The next morning I woke up to find my mother bleary eyed and in the same clothes that she had on before I’d gone to bed last night. Despite her high hopes and the fact that she’d stayed up all night praying for him to come from behind in the popular vote, Adlai Stevenson was soundly beaten by Dwight Eisenhower. Eisenhower had won 57% of the vote to Adlai Stevenson’s 42%. You have to give ol’ Adlai credit, though. He did much better amongst the American public than he did in Sister Jean’s second grade class at St. Agatha’s Catholic School.
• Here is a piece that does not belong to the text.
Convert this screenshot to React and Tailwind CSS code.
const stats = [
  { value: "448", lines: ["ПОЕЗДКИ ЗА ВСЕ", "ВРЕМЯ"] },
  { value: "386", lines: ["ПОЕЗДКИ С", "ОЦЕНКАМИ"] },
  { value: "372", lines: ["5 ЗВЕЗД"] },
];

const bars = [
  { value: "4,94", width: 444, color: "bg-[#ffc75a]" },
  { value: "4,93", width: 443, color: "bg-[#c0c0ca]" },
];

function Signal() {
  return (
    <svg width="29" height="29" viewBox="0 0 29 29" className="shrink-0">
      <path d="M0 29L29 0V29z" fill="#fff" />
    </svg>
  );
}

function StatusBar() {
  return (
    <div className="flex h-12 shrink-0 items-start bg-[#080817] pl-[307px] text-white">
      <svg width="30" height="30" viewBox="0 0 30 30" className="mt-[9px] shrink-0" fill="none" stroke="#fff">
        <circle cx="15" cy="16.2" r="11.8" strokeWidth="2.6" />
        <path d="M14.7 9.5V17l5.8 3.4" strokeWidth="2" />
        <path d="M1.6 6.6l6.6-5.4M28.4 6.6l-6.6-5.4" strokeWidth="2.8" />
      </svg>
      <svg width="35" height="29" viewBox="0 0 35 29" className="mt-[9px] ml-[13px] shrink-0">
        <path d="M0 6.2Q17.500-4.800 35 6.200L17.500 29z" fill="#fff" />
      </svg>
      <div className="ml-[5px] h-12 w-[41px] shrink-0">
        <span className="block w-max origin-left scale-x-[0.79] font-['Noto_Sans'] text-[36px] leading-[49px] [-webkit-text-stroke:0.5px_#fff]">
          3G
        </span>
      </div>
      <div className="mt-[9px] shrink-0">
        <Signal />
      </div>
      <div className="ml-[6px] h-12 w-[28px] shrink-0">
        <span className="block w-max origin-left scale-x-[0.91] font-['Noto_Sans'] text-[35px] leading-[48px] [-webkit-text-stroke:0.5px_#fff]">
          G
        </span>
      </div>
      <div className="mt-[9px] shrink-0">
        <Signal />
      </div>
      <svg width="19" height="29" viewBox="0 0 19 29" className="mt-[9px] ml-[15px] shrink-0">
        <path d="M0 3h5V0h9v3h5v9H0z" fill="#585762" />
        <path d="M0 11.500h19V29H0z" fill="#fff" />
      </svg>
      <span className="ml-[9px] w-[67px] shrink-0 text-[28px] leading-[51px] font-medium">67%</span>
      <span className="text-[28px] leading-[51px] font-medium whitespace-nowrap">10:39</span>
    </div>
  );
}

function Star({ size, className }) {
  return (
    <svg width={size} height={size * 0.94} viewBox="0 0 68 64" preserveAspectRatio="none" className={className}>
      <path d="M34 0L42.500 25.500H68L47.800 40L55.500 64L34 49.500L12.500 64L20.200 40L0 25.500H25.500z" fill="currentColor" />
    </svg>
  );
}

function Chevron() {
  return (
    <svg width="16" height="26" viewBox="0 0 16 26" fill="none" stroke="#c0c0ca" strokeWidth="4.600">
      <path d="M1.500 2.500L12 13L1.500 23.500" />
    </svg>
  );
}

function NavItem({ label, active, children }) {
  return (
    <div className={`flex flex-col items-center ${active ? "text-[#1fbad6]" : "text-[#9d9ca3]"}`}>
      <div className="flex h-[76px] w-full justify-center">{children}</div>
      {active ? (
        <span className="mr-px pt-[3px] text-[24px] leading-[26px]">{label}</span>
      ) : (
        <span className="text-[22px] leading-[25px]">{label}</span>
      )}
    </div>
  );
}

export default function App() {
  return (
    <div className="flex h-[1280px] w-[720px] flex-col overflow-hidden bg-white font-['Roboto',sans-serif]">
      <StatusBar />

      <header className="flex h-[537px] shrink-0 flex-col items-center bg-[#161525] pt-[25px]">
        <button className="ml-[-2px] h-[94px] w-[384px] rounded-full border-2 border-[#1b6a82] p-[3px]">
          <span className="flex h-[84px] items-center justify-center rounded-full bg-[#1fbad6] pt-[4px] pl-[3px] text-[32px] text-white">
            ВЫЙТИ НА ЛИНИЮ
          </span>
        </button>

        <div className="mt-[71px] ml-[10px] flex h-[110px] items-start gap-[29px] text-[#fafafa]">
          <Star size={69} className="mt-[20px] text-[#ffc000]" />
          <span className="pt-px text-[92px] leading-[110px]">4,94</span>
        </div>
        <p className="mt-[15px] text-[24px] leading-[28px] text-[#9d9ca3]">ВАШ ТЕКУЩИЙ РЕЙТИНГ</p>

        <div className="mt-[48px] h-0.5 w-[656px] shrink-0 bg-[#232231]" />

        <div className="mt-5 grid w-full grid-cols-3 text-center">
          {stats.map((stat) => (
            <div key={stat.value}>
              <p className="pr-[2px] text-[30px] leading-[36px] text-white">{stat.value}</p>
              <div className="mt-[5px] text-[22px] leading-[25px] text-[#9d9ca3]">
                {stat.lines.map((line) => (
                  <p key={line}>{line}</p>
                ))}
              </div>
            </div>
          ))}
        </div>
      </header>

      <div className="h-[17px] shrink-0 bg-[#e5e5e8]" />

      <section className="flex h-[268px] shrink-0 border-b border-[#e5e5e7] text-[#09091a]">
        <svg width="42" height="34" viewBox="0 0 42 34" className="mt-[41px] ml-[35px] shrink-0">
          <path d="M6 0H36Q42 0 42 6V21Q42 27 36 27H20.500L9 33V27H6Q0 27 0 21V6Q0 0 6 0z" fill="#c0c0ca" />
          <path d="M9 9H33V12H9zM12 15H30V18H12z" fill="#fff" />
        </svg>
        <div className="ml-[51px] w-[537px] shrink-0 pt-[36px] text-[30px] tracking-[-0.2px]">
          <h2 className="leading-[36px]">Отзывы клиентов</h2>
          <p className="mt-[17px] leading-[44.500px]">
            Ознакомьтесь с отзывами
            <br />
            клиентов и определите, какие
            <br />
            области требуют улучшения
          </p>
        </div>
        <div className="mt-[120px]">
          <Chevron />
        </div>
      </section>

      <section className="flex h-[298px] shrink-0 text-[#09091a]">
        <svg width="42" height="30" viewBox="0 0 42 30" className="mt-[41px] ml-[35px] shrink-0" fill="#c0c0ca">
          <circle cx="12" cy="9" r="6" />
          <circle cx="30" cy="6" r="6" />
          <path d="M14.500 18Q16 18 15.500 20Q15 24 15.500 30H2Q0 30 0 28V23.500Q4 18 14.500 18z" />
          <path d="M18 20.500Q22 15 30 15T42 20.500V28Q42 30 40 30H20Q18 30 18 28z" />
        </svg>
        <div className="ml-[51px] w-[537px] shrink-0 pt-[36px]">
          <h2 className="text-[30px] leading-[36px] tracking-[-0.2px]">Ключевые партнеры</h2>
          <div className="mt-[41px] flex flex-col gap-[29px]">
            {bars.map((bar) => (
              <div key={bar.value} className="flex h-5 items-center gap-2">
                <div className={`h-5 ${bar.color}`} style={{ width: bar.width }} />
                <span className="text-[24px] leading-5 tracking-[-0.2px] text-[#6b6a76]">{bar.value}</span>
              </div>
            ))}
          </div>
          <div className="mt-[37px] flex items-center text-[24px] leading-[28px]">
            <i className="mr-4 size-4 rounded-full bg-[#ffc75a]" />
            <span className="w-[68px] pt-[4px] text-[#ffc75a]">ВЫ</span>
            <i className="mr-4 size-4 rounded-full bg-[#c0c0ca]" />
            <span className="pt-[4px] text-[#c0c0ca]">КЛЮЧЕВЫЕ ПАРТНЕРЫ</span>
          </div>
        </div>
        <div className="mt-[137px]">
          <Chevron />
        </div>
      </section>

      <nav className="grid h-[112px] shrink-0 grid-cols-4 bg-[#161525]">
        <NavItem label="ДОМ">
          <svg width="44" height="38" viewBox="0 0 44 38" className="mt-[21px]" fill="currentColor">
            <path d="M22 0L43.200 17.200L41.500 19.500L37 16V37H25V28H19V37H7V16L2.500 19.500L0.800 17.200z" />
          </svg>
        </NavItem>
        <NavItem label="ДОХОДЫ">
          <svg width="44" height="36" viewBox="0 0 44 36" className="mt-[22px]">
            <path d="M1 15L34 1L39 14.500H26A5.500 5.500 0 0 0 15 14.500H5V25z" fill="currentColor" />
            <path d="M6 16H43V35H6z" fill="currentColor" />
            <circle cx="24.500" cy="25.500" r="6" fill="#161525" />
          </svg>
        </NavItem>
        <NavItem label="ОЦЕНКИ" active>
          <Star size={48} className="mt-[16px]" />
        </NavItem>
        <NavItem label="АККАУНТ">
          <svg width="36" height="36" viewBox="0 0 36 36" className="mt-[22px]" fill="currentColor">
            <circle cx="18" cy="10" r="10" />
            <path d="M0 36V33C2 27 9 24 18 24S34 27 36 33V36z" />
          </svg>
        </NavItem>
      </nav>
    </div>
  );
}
In the end, most people voted for Eisenhower because they were pretty much satisfied with the way things were, or if they weren’t, they weren't complaining about it much. That’s the way things were in 1956. Unless you were a career woman or were a Negro (as we called ourselves in those days) or some other minority, most people seemed to be satisfied. Almost everybody who wanted a job had one, gasoline was $0.23 per gallon, you could get a pack of Chesterfields for about a dollar, and people were riotously enamored with I Love Lucy on TV----and even a second grader could see the appeal of Eisenhower. Ike represented the new "normalcy" (although I'm glad that no one asked me to pronounce "normalcy" in 1956. He was already President, was a soldier and looked a lot like the TV cowboy Hopalong Cassidy. And since he was the President, he probably knew both Mickey Mantle and Superman personally. At least that's what me and Washburn T. Booker figured. Many of our parents, or at least many of them, voted for Ike for all of those reasons -----and despite the fact that he also knew Richard Nixon.